The developer who has taken the lead in making 4K-sector disks work with Linux is Martin Petersen; he complained that he has found it to be almost impossible to work on new technologies with the industry. Prototypes from manufacturers worked fine with Linux, but the first production drives to show up failed outright. Even with his "800-pound Oracle hat" on, he has a hard time getting a response to problems. "Welcome," Michael responded, "to the hard drive business." More seriously, he said that there needs to be a "Linux certified" program for hardware, which probably needs to be driven by Red Hat to be taken seriously in the industry. Others agreed with this idea, adding that, for this program to be truly effective, vendors like Dell and HP would have to start requiring Linux certification from their suppliers.

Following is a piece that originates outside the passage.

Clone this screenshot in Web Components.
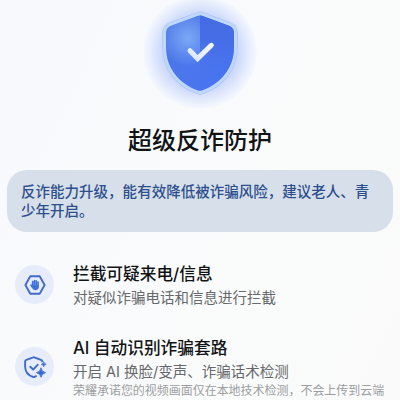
<!DOCTYPE html>
<html lang="zh-CN">
<head>
<meta charset="utf-8">
<title>超级反诈防护</title>
<style>
html,body{margin:0;height:100%;overflow:hidden}
body{font-family:Inter,"Noto Sans CJK SC",sans-serif}
</style>
</head>
<body>
<guard-page>
  <guard-hero slot="hero">超级反诈防护</guard-hero>
  <guard-notice slot="notice">反诈能力升级，能有效降低被诈骗风险，建议老人、青<br>少年开启。</guard-notice>
  <guard-feature>
    <hand-icon slot="icon"></hand-icon>
    <span slot="title">拦截可疑来电/信息</span>
    <span slot="desc">对疑似诈骗电话和信息进行拦截</span>
  </guard-feature>
  <guard-feature>
    <scan-icon slot="icon"></scan-icon>
    <span slot="title">AI 自动识别诈骗套路</span>
    <span slot="desc">开启 AI 换脸/变声、诈骗话术检测</span>
    <span slot="note">荣耀承诺您的视频画面仅在本地技术检测，不会上传到云端</span>
  </guard-feature>
</guard-page>
<script>
const define = (name, html) => customElements.define(name, class extends HTMLElement {
  constructor() {
    super();
    this.attachShadow({ mode: 'open' }).innerHTML = html;
  }
});

define('guard-page', `
<style>
:host{display:flex;flex-direction:column;width:400px;height:400px;overflow:hidden;
background:linear-gradient(115deg,#f7f9fd 0%,#f8fafc 35%,#fafbfb 60%,#fafafb 100%)}
.list{display:flex;flex-direction:column;gap:25px;padding:28px 0 0 15px}
</style>
<slot name="hero"></slot><slot name="notice"></slot><div class="list"><slot></slot></div>`);

define('guard-hero', `
<style>
:host{display:flex;flex-direction:column;align-items:center;height:170px;flex:none}
svg{display:block;flex:none}
.t{font-size:24px;line-height:36px;font-weight:500;color:#111315;margin-top:8px;white-space:nowrap}
</style>
<svg width="140" height="115" viewBox="130 0 140 115">
  <defs>
    <radialGradient id="halo" gradientUnits="userSpaceOnUse" cx="200" cy="52" r="57">
      <stop offset="0.55" stop-color="#c0cffa"/><stop offset="0.72" stop-color="#d3defb"/>
      <stop offset="0.86" stop-color="#e5ecfc"/><stop offset="0.95" stop-color="#f0f4fd"/><stop offset="1" stop-color="#f5f8fe"/>
    </radialGradient>
    <linearGradient id="body" x1="0" y1="0" x2="1" y2="1">
      <stop offset="0" stop-color="#4b79df"/><stop offset="0.5" stop-color="#4b76ed"/><stop offset="1" stop-color="#4672f3"/>
    </linearGradient>
    <linearGradient id="right" x1="0" y1="0" x2="0" y2="1">
      <stop offset="0" stop-color="#436be0"/><stop offset="0.6" stop-color="#486fea"/><stop offset="1" stop-color="#4b74f5"/>
    </linearGradient>
    <radialGradient id="shine" gradientUnits="userSpaceOnUse" cx="188" cy="38" r="28">
      <stop offset="0" stop-color="#7ca8f6"/><stop offset="1" stop-color="#7ca8f6" stop-opacity="0"/>
    </radialGradient>
    <linearGradient id="fade" x1="0" y1="0" x2="0" y2="1">
      <stop offset="0.35" stop-color="#fff"/><stop offset="0.75" stop-color="#000"/>
    </linearGradient>
    <mask id="m"><rect x="200" y="10" width="40" height="85" fill="url(#fade)"/></mask>
    <linearGradient id="tick" x1="0" y1="1" x2="1" y2="0">
      <stop offset="0" stop-color="#dce7ff"/><stop offset="1" stop-color="#f5f9ff"/>
    </linearGradient>
    <clipPath id="shape"><path d="M198 15.8Q200 15 202 15.8L229 25.8Q234 27.6 234 33V47C234 69 220 84 202 90.5Q200 91.2 198 90.5C180 84 166 69 166 47V33Q166 27.6 171 25.8Z"/></clipPath>
  </defs>
  <circle cx="200" cy="52" r="56.5" fill="url(#halo)"/>
  <path d="M198 15.8Q200 15 202 15.8L229 25.8Q234 27.6 234 33V47C234 69 220 84 202 90.5Q200 91.2 198 90.5C180 84 166 69 166 47V33Q166 27.6 171 25.8Z" fill="#b0c5f4" stroke="#b0c5f4" stroke-width="7.6" stroke-linejoin="round"/>
  <path d="M198 15.8Q200 15 202 15.8L229 25.8Q234 27.6 234 33V47C234 69 220 84 202 90.5Q200 91.2 198 90.5C180 84 166 69 166 47V33Q166 27.6 171 25.8Z" fill="#c0daff" stroke="#c0d7fc" stroke-width="6.2" stroke-linejoin="round"/>
  <g clip-path="url(#shape)">
    <rect x="160" y="10" width="80" height="85" fill="url(#body)"/>
    <rect x="160" y="10" width="80" height="85" fill="url(#shine)"/>
    <rect x="200" y="10" width="40" height="85" fill="url(#right)" mask="url(#m)"/>
  </g>
  <path d="M190 50.7L197.6 58.6L211.3 45.3" fill="none" stroke="url(#tick)" stroke-width="5" stroke-linecap="round"/>
</svg>
<div class="t"><slot></slot></div>`);

define('guard-notice', `
<style>
:host{display:block;flex:none;box-sizing:border-box;height:62px;margin:0 7px;padding:13px 0 0 14px;border-radius:20px;
background:#d7dfea;color:#2d4f8c;font-size:14.52px;line-height:19.3px;font-weight:500;white-space:nowrap}
</style><slot></slot>`);

define('guard-feature', `
<style>
:host{display:grid;grid-template-columns:38px 1fr;column-gap:20px;align-items:center}
.i{display:flex;align-items:center;justify-content:center;width:39px;height:39px;border-radius:50%;background:#e6ecfa}
.c{display:flex;flex-direction:column;white-space:nowrap;padding-top:2px}
.t{font-size:16.7px;line-height:24px;font-weight:500;color:#111315}
.d{font-size:14.5px;line-height:23px;color:#66686b}
.n{font-size:11.97px;line-height:16px;color:#9c9ea0}
</style>
<div class="i"><slot name="icon"></slot></div>
<div class="c"><div class="t"><slot name="title"></slot></div><div class="d"><slot name="desc"></slot></div><div class="n"><slot name="note"></slot></div></div>`);

define('hand-icon', `
<style>:host,svg{display:block}</style>
<svg width="24" height="24" viewBox="0 0 24 24">
  <path d="M7.3 3.2H16.7L21.6 12L16.7 20.8H7.3L2.4 12Z" fill="none" stroke="#436bc8" stroke-width="1.9" stroke-linejoin="round"/>
  <g transform="translate(1.2 1.2) scale(.9)">
  <path d="M9.4 8.2V13M11.4 7.1V13M13.4 7.3V13M15.4 8.7V14M7.6 12.2L9.4 14.6" stroke="#4270dc" stroke-width="1.8" stroke-linecap="round" fill="none"/>
  <path d="M8.6 12H16.2V14.3Q16.2 17.7 12.6 17.7Q10.2 17.7 9 15.6L7.7 13.3Z" fill="#4270dc"/>
  </g>
</svg>`);

define('scan-icon', `
<style>:host{display:block;padding-bottom:0}svg{display:block}</style>
<svg width="24" height="24" viewBox="0 0 24 24" fill="none" stroke="#426bc8" stroke-width="1.9" stroke-linecap="round" stroke-linejoin="round">
  <path d="M19.1 6.2Q19 5.2 18 4.8L11.3 2.3Q10.8 2.1 10.3 2.3L3.4 4.8Q2.1 5.3 2.1 6.6V11.2C2.1 16.4 5.2 20.4 10.2 22Q10.8 22.2 11.5 21.9L13.1 21.2"/>
  <path d="M7.3 11.8L10.2 14.5L14.7 9.8"/>
  <path d="M18 13.2Q18.7 17 22.5 17.7Q18.7 18.4 18 22.2Q17.3 18.4 13.5 17.7Q17.3 17 18 13.2Z" fill="#3d69d4" stroke="#3d69d4" stroke-width=".9"/>
  <path d="M20.7 6.7Q21.1 8.9 23.3 9.3Q21.1 9.7 20.7 11.9Q20.3 9.7 18.1 9.3Q20.3 8.9 20.7 6.7Z" fill="#4b73d0" stroke="#4b73d0" stroke-width=".6"/>
</svg>`);
</script>
</body>
</html>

4K-sector drives bring a number of interesting challenges beyond the increased sector size. Windows 2000 systems will not properly align partitions by default, so some manufacturers have created off-by-one-alignment drives to compensate. Others have stuck with normal alignment, and it's not always easy to tell the two types of drive apart. Meanwhile, in response to requests from Microsoft and Dell, manufacturers are also starting to ship native 4K drives which do not emulate 512-byte sectors at all. So there is a wide variety of hardware to try to deal with. There is an evaluation kit available for developers who would like to work with the newer drives.

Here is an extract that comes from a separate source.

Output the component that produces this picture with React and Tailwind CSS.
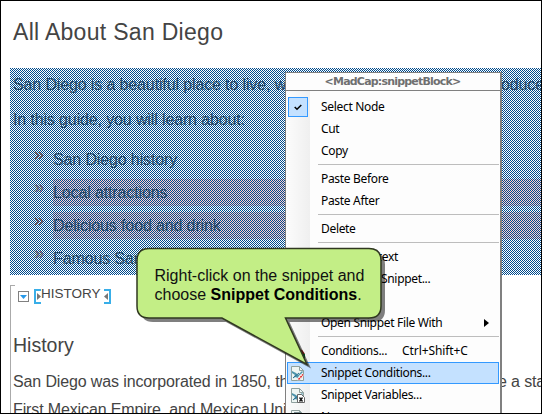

The next step would appear to be "hybrid drives" which combine rotating storage and flash in the same package. The first generation of these drives did not do very well in the market; evidently Windows took over control of the flash portion of the drive, defeating its original purpose, so no real performance benefit was seen. There is a second generation coming which may do better; they have more flash storage (anywhere from 8GB to 64GB) and do not allow the operating system to mess with it, so they should perform well.
Ted Ts'o expressed concerns that these drives may be optimized for filesystems like VFAT or NTFS; such optimizations tend not to work well when other filesystems are used. Michael replied that this is part of the bigger problem: Linux filesystems are not visible to the manufacturers. Given a reason to support ext4 or btrfs the vendors would do so; it is, after all, relatively easy for the drive to look at the partition table and figure out what kinds of filesystem(s) it is dealing with. But the vendors have no idea of what demand may exist for which specific Linux filesystems, so support is not forthcoming.
A little further in the future is "shingled magnetic recording" (SMR). This technology eliminates the normal guard space between adjacent tracks on the disk, yielding another 20% increase in capacity. Unfortunately, those guard tracks exist for a reason: they allow one track to be written without corrupting the adjacent track. So an SMR drive cannot just rewrite one track; it must rewrite all of the tracks in a shingled range. What that means, Michael said, is that large sequential writes "should have reasonable performance," while small, random writes could perform poorly indeed.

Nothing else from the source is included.